[What you should do] Transcribe the listing exactly, leaving out every picture.

───

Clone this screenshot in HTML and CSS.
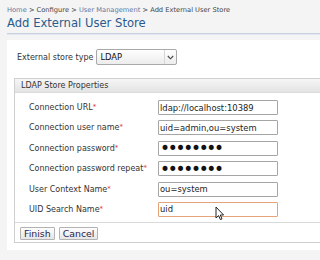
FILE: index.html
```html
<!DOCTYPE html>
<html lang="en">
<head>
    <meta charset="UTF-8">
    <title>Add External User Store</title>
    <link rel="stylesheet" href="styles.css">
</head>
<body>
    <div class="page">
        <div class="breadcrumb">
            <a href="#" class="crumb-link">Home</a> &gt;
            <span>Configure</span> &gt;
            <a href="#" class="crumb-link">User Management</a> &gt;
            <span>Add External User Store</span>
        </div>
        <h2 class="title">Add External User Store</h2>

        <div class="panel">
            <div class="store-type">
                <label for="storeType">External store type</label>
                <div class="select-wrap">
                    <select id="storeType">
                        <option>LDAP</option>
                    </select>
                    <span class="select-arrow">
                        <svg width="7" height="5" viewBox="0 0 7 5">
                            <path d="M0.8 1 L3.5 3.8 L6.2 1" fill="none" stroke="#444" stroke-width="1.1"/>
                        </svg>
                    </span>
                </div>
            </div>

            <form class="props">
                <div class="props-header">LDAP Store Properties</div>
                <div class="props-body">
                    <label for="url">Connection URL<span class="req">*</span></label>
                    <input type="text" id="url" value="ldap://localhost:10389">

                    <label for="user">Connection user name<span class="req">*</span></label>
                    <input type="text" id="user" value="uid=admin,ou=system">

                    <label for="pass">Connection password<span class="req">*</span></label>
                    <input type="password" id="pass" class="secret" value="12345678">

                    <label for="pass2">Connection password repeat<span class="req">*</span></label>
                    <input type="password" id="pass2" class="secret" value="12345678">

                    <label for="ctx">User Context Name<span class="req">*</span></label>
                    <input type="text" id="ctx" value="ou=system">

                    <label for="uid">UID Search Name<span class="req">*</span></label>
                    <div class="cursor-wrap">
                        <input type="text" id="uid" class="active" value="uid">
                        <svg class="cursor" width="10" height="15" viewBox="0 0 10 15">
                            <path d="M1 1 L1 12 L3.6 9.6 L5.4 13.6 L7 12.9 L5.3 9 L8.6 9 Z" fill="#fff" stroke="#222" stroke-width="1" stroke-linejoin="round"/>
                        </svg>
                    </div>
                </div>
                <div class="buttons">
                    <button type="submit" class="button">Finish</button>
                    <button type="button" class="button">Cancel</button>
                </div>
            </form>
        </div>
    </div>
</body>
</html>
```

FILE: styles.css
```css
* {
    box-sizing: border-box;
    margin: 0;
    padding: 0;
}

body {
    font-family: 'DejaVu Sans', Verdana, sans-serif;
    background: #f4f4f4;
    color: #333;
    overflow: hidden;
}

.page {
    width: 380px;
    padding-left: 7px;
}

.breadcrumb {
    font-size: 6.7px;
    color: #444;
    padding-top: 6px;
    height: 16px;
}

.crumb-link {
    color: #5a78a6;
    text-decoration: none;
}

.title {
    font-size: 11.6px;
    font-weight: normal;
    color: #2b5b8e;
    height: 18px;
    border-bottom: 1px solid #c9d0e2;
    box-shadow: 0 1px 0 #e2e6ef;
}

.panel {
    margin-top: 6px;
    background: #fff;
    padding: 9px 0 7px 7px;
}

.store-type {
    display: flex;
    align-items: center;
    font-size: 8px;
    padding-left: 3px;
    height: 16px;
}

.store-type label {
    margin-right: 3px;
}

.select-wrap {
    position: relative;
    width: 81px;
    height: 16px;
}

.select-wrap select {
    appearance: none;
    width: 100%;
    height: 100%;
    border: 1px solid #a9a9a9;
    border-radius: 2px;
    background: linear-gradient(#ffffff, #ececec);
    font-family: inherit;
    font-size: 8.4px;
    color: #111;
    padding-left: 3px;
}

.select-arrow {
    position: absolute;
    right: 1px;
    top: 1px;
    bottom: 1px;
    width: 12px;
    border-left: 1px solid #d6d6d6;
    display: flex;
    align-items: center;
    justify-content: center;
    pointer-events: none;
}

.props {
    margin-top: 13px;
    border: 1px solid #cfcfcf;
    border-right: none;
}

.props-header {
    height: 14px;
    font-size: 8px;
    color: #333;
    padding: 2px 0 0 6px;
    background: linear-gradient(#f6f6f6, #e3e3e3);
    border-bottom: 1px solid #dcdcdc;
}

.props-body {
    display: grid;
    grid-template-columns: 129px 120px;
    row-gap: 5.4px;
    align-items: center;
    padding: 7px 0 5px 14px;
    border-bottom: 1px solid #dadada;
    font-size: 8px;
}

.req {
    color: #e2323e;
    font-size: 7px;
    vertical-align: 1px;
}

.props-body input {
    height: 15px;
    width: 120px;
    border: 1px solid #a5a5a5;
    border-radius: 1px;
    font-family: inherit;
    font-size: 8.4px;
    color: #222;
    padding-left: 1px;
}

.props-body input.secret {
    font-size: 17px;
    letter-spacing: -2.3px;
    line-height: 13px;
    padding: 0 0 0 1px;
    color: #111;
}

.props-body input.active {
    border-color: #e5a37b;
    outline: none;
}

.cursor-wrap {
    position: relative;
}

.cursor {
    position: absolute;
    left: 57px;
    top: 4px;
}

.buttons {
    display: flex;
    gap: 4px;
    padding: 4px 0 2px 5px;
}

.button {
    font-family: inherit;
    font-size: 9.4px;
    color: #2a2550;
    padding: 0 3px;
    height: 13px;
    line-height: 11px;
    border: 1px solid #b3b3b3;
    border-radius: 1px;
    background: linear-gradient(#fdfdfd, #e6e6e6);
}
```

───

[Final result]
Clone this screenshot in HTML and CSS.
FILE: index.html
```html
<!DOCTYPE html>
<html lang="en">
<head>
    <meta charset="UTF-8">
    <title>Add External User Store</title>
    <link rel="stylesheet" href="styles.css">
</head>
<body>
    <div class="page">
        <div class="breadcrumb">
            <a href="#" class="crumb-link">Home</a> &gt;
            <span>Configure</span> &gt;
            <a href="#" class="crumb-link">User Management</a> &gt;
            <span>Add External User Store</span>
        </div>
        <h2 class="title">Add External User Store</h2>

        <div class="panel">
            <div class="store-type">
                <label for="storeType">External store type</label>
                <div class="select-wrap">
                    <select id="storeType">
                        <option>LDAP</option>
                    </select>
                    <span class="select-arrow">
                        <svg width="7" height="5" viewBox="0 0 7 5">
                            <path d="M0.8 1 L3.5 3.8 L6.2 1" fill="none" stroke="#444" stroke-width="1.1"/>
                        </svg>
                    </span>
                </div>
            </div>

            <form class="props">
                <div class="props-header">LDAP Store Properties</div>
                <div class="props-body">
                    <label for="url">Connection URL<span class="req">*</span></label>
                    <input type="text" id="url" value="ldap://localhost:10389">

                    <label for="user">Connection user name<span class="req">*</span></label>
                    <input type="text" id="user" value="uid=admin,ou=system">

                    <label for="pass">Connection password<span class="req">*</span></label>
                    <input type="password" id="pass" class="secret" value="12345678">

                    <label for="pass2">Connection password repeat<span class="req">*</span></label>
                    <input type="password" id="pass2" class="secret" value="12345678">

                    <label for="ctx">User Context Name<span class="req">*</span></label>
                    <input type="text" id="ctx" value="ou=system">

                    <label for="uid">UID Search Name<span class="req">*</span></label>
                    <div class="cursor-wrap">
                        <input type="text" id="uid" class="active" value="uid">
                        <svg class="cursor" width="10" height="15" viewBox="0 0 10 15">
                            <path d="M1 1 L1 12 L3.6 9.6 L5.4 13.6 L7 12.9 L5.3 9 L8.6 9 Z" fill="#fff" stroke="#222" stroke-width="1" stroke-linejoin="round"/>
                        </svg>
                    </div>
                </div>
                <div class="buttons">
                    <button type="submit" class="button">Finish</button>
                    <button type="button" class="button">Cancel</button>
                </div>
            </form>
        </div>
    </div>
</body>
</html>
```

FILE: styles.css
```css
* {
    box-sizing: border-box;
    margin: 0;
    padding: 0;
}

body {
    font-family: 'DejaVu Sans', Verdana, sans-serif;
    background: #f4f4f4;
    color: #333;
    overflow: hidden;
}

.page {
    width: 380px;
    padding-left: 7px;
}

.breadcrumb {
    font-size: 6.7px;
    color: #444;
    padding-top: 6px;
    height: 16px;
}

.crumb-link {
    color: #5a78a6;
    text-decoration: none;
}

.title {
    font-size: 11.6px;
    font-weight: normal;
    color: #2b5b8e;
    height: 18px;
    border-bottom: 1px solid #c9d0e2;
    box-shadow: 0 1px 0 #e2e6ef;
}

.panel {
    margin-top: 6px;
    background: #fff;
    padding: 9px 0 7px 7px;
}

.store-type {
    display: flex;
    align-items: center;
    font-size: 8px;
    padding-left: 3px;
    height: 16px;
}

.store-type label {
    margin-right: 3px;
}

.select-wrap {
    position: relative;
    width: 81px;
    height: 16px;
}

.select-wrap select {
    appearance: none;
    width: 100%;
    height: 100%;
    border: 1px solid #a9a9a9;
    border-radius: 2px;
    background: linear-gradient(#ffffff, #ececec);
    font-family: inherit;
    font-size: 8.4px;
    color: #111;
    padding-left: 3px;
}

.select-arrow {
    position: absolute;
    right: 1px;
    top: 1px;
    bottom: 1px;
    width: 12px;
    border-left: 1px solid #d6d6d6;
    display: flex;
    align-items: center;
    justify-content: center;
    pointer-events: none;
}

.props {
    margin-top: 13px;
    border: 1px solid #cfcfcf;
    border-right: none;
}

.props-header {
    height: 14px;
    font-size: 8px;
    color: #333;
    padding: 2px 0 0 6px;
    background: linear-gradient(#f6f6f6, #e3e3e3);
    border-bottom: 1px solid #dcdcdc;
}

.props-body {
    display: grid;
    grid-template-columns: 129px 120px;
    row-gap: 5.4px;
    align-items: center;
    padding: 7px 0 5px 14px;
    border-bottom: 1px solid #dadada;
    font-size: 8px;
}

.req {
    color: #e2323e;
    font-size: 7px;
    vertical-align: 1px;
}

.props-body input {
    height: 15px;
    width: 120px;
    border: 1px solid #a5a5a5;
    border-radius: 1px;
    font-family: inherit;
    font-size: 8.4px;
    color: #222;
    padding-left: 1px;
}

.props-body input.secret {
    font-size: 17px;
    letter-spacing: -2.3px;
    line-height: 13px;
    padding: 0 0 0 1px;
    color: #111;
}

.props-body input.active {
    border-color: #e5a37b;
    outline: none;
}

.cursor-wrap {
    position: relative;
}

.cursor {
    position: absolute;
    left: 57px;
    top: 4px;
}

.buttons {
    display: flex;
    gap: 4px;
    padding: 4px 0 2px 5px;
}

.button {
    font-family: inherit;
    font-size: 9.4px;
    color: #2a2550;
    padding: 0 3px;
    height: 13px;
    line-height: 11px;
    border: 1px solid #b3b3b3;
    border-radius: 1px;
    background: linear-gradient(#fdfdfd, #e6e6e6);
}
```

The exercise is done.